With over 9,000 children and young people living in out-of-home care, including foster care, kinship care, residential care and youth detention, many of these stories demonise children and young people who have been victims of their circumstances and in some instances, the systems designed to protect them.

The reality is that the vast majority of children in care are there through no fault of their own, and it is easy to forget that their early years will have often seen them exposed to trauma, abuse and neglect.

In care, they often face discrimination in many forms that may negatively impact their lives, and so it is incredibly important that we work to counteract the stereotypes and negative expectations of young people in care.

As Public Guardian, I find myself constantly admiring the incredible courage of these children and young people in the face of the greatest adversity I have seen.

The words that spring to mind when I hear what these people have lived through and overcome are ‘brave’, ‘strong’, ‘resilient’, ‘hopeful’. I see children and young people who have an amazing ability to keep believing in a world that will bring a better life, even when it seems that everyone around them is intent on labelling them as ‘bad’, ‘damaged’, ‘dangerous’ or ‘hopeless’.

Equally, I see systems and public perceptions surrounding these children and young people that are blind to the impacts of trauma; and how severe trauma affects any human being’s behaviours or belief systems.

My passion as Public Guardian is to see a Queensland where our number one focus in the child protection, education, health, disability and justice service systems is treating and resolving the trauma that these children and young people have been through. To support them, not punish them. To give them back the self-confidence they deserve.

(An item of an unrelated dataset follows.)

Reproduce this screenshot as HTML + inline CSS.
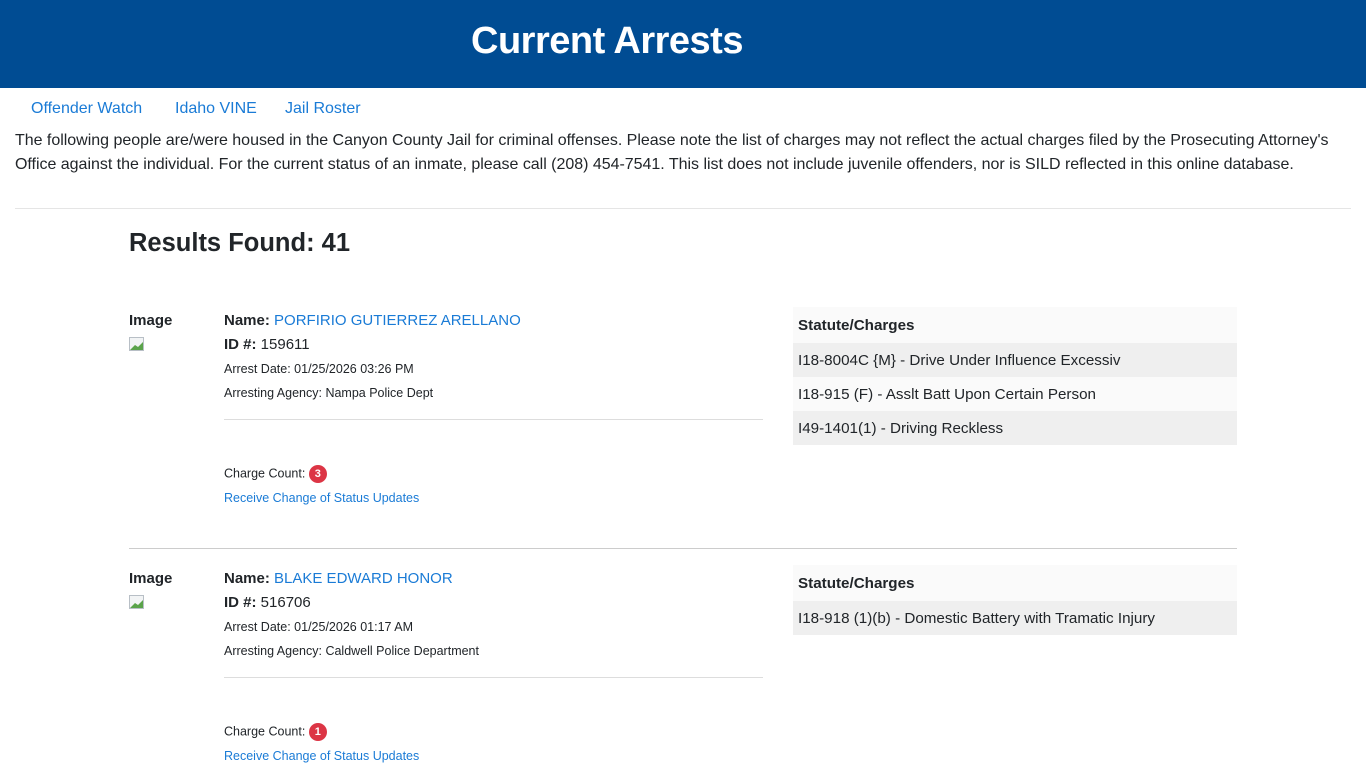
<!DOCTYPE html>
<html><head><meta charset="utf-8"><style>
*{margin:0;padding:0;box-sizing:border-box}
body{width:1366px;height:768px;overflow:hidden;background:#fff;font-family:"Liberation Sans",sans-serif;color:#212529;position:relative}
.a{position:absolute;white-space:nowrap}
.hdr{position:absolute;left:0;top:0;width:1366px;height:88px;background:#004c93}
.hdr h1{position:absolute;left:471px;top:20px;font-size:38px;font-weight:bold;color:#fff;letter-spacing:-0.5px}
.lnk{color:#1a7bd6}
.nav{font-size:16px;top:100px}
.p{left:15px;font-size:16px;color:#212529;letter-spacing:-0.02px}
.hr{position:absolute;height:1px;background:#ddd}
.b{font-weight:bold}
.img{position:absolute;width:17px;height:15px}
.s13{font-size:12.5px}
.tbl{position:absolute;left:793px;width:444px}
.tbl div{height:34px;line-height:36px;padding-left:5px;font-size:15.2px}
.badge{display:inline-block;width:18px;height:18px;border-radius:9px;background:#dc3545;color:#fff;font-size:11px;font-weight:bold;text-align:center;line-height:18px;vertical-align:middle}
</style></head><body>
<div class="hdr"><h1>Current Arrests</h1></div>
<div class="a nav lnk" style="left:31px">Offender Watch</div>
<div class="a nav lnk" style="left:175px">Idaho VINE</div>
<div class="a nav lnk" style="left:285px">Jail Roster</div>
<div class="a p" style="top:132px">The following people are/were housed in the Canyon County Jail for criminal offenses. Please note the list of charges may not reflect the actual charges filed by the Prosecuting Attorney's</div>
<div class="a p" style="top:156px">Office against the individual. For the current status of an inmate, please call (208) 454-7541. This list does not include juvenile offenders, nor is SILD reflected in this online database.</div>
<div class="hr" style="left:15px;top:208px;width:1336px;background:#e5e5e5"></div>
<div class="a b" style="left:129px;top:229px;font-size:25.5px">Results Found: 41</div>

<!-- record 1 -->
<div class="a b" style="left:129px;top:312px;font-size:15px">Image</div>
<svg class="img" style="left:129px;top:337px" viewBox="0 0 17 15"><rect x="0.5" y="0.5" width="14" height="13" fill="#f2f4f5" stroke="#b8bfc6"/><path d="M1 13 L6 8 L9 10 L14 5 L14 13Z" fill="#5aa34a"/></svg>
<div class="a" style="left:224px;top:312px;font-size:15px"><span class="b">Name:</span> <span class="lnk">PORFIRIO GUTIERREZ ARELLANO</span></div>
<div class="a" style="left:224px;top:336px;font-size:15px"><span class="b">ID #:</span> 159611</div>
<div class="a s13" style="left:224px;top:362px">Arrest Date: 01/25/2026 03:26 PM</div>
<div class="a s13" style="left:224px;top:386px">Arresting Agency: Nampa Police Dept</div>
<div class="hr" style="left:224px;top:419px;width:539px"></div>
<div class="a s13" style="left:224px;top:465px">Charge Count: <span class="badge">3</span></div>
<div class="a s13 lnk" style="left:224px;top:491px">Receive Change of Status Updates</div>
<div class="tbl" style="top:307px">
<div class="b" style="background:#fafafa;height:36px;line-height:38px">Statute/Charges</div>
<div style="background:#efefef">I18-8004C {M} - Drive Under Influence Excessiv</div>
<div style="background:#fafafa">I18-915 (F) - Asslt Batt Upon Certain Person</div>
<div style="background:#efefef">I49-1401(1) - Driving Reckless</div>
</div>
<div class="hr" style="left:129px;top:548px;width:1108px;background:#ccc"></div>

<!-- record 2 -->
<div class="a b" style="left:129px;top:570px;font-size:15px">Image</div>
<svg class="img" style="left:129px;top:595px" viewBox="0 0 17 15"><rect x="0.5" y="0.5" width="14" height="13" fill="#f2f4f5" stroke="#b8bfc6"/><path d="M1 13 L6 8 L9 10 L14 5 L14 13Z" fill="#5aa34a"/></svg>
<div class="a" style="left:224px;top:570px;font-size:15px"><span class="b">Name:</span> <span class="lnk">BLAKE EDWARD HONOR</span></div>
<div class="a" style="left:224px;top:594px;font-size:15px"><span class="b">ID #:</span> 516706</div>
<div class="a s13" style="left:224px;top:620px">Arrest Date: 01/25/2026 01:17 AM</div>
<div class="a s13" style="left:224px;top:644px">Arresting Agency: Caldwell Police Department</div>
<div class="hr" style="left:224px;top:677px;width:539px"></div>
<div class="a s13" style="left:224px;top:723px">Charge Count: <span class="badge">1</span></div>
<div class="a s13 lnk" style="left:224px;top:749px">Receive Change of Status Updates</div>
<div class="tbl" style="top:565px">
<div class="b" style="background:#fafafa;height:36px;line-height:38px">Statute/Charges</div>
<div style="background:#efefef">I18-918 (1)(b) - Domestic Battery with Tramatic Injury</div>
</div>
</body></html>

None of that can be achieved unless people think twice about the stereotypes and bullying that these children and young people are vulnerable to, as a result of the labelling and mythology that the systems and people around them develop about them.

That’s why this National Youth Week, I am pleased to see initiatives such as CREATE Foundation’s #snapthatstigma, which aims to change community views and reduce stigma.

Children and young people have led this campaign through the CREATE Foundation because of the stigma they experience in their daily lives due to their care background.

The effects of stigma on children and young people with a care experience can be seen from early years through to when they leave care, and possibly beyond.

It is our responsibility to see the potential in children and young people who are misjudged and mislabelled, and to support these children to have a chance at a positive and successful future and help end the stigma.

As one young person reminded us recently, ‘darkness only exists so that stars can shine’.